* _Given task_: Copy each line of the records that holds the string "styled".

** begin Extracted entries **

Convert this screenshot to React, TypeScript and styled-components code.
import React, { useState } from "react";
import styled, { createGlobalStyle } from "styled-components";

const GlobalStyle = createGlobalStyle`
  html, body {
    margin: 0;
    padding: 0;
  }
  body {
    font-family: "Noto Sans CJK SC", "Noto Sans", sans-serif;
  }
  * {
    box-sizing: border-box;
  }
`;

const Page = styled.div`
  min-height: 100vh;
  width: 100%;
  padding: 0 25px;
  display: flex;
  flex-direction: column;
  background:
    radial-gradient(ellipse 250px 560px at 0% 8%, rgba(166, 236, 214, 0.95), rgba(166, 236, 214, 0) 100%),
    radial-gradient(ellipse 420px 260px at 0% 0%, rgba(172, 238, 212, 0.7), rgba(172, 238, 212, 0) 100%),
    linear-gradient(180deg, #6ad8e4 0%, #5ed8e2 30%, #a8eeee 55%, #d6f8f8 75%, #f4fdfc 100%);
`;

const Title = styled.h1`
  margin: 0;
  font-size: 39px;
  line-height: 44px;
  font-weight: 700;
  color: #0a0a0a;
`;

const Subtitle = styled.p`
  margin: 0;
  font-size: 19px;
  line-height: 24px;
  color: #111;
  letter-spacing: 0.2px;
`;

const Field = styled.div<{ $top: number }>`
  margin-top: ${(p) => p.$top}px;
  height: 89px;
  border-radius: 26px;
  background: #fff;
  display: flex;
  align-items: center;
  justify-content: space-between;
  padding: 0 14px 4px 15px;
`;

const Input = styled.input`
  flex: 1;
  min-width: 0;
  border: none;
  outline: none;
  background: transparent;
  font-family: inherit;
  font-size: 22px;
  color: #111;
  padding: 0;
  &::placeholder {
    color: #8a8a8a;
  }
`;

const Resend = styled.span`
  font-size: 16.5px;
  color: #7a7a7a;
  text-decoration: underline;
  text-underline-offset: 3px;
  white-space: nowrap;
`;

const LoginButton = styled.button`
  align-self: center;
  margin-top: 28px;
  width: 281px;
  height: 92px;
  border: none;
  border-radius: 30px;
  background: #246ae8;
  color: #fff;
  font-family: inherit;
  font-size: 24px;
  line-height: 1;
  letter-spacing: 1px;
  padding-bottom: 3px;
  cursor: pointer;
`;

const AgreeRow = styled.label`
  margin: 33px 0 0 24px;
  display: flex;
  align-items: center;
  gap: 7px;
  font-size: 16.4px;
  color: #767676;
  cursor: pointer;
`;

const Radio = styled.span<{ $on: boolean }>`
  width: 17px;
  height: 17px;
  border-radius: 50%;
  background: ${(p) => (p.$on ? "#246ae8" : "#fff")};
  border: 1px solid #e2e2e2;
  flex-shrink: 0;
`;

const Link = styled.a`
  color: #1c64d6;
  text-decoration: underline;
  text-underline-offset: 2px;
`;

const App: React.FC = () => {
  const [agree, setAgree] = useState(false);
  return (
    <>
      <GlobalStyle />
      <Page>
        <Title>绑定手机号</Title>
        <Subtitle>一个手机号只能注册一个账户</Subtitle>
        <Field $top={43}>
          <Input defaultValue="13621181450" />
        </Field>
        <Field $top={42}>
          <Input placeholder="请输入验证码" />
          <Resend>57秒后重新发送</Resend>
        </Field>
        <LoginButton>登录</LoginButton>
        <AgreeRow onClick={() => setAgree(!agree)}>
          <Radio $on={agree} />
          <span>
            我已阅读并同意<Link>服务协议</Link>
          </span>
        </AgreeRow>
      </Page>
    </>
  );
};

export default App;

** end Extracted entries **
** begin Extracted entries **

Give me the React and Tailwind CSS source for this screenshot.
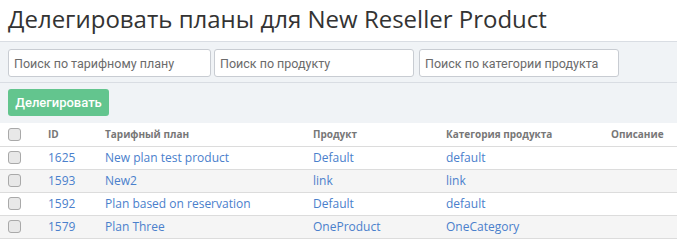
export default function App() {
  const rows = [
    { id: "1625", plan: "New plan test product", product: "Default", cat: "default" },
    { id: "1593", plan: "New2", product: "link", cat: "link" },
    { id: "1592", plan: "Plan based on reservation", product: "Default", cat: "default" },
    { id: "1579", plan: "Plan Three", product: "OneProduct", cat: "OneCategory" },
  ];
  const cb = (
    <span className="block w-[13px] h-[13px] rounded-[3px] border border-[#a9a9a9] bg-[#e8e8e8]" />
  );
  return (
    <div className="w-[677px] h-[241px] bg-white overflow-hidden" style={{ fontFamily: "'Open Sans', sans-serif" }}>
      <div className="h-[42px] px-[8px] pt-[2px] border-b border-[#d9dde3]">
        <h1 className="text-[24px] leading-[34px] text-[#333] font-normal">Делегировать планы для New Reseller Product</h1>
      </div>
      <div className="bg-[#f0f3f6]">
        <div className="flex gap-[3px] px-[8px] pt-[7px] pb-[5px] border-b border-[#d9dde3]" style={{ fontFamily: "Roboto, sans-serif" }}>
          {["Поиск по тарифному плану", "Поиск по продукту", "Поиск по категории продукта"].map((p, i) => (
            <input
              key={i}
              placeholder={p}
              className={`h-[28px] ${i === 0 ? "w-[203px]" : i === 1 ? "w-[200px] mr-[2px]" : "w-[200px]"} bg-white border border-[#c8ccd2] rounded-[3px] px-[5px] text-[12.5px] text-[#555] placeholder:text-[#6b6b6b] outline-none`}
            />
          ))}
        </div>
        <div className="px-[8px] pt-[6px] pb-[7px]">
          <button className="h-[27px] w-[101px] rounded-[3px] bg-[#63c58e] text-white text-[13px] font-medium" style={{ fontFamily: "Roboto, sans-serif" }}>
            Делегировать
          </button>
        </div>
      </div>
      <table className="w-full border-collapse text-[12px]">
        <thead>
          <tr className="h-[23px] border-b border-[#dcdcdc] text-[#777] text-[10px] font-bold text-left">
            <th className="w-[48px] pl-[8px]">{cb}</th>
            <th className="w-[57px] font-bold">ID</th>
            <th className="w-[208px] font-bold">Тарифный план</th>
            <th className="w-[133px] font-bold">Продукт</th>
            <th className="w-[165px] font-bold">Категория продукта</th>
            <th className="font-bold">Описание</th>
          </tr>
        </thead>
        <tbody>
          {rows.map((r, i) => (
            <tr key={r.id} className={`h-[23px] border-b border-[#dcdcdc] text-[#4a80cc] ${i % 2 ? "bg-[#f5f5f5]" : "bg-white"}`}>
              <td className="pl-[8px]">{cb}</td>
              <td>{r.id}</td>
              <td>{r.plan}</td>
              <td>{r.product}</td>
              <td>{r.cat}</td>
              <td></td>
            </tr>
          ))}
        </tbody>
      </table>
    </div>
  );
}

** end Extracted entries **

* _Exercise response_:
Convert this screenshot to React, TypeScript and styled-components code.
import styled, { createGlobalStyle } from "styled-components";
const Page = styled.div`
const Title = styled.h1`
const Subtitle = styled.p`
const Field = styled.div<{ $top: number }>`
const Input = styled.input`
const Resend = styled.span`
const LoginButton = styled.button`
const AgreeRow = styled.label`
const Radio = styled.span<{ $on: boolean }>`
const Link = styled.a`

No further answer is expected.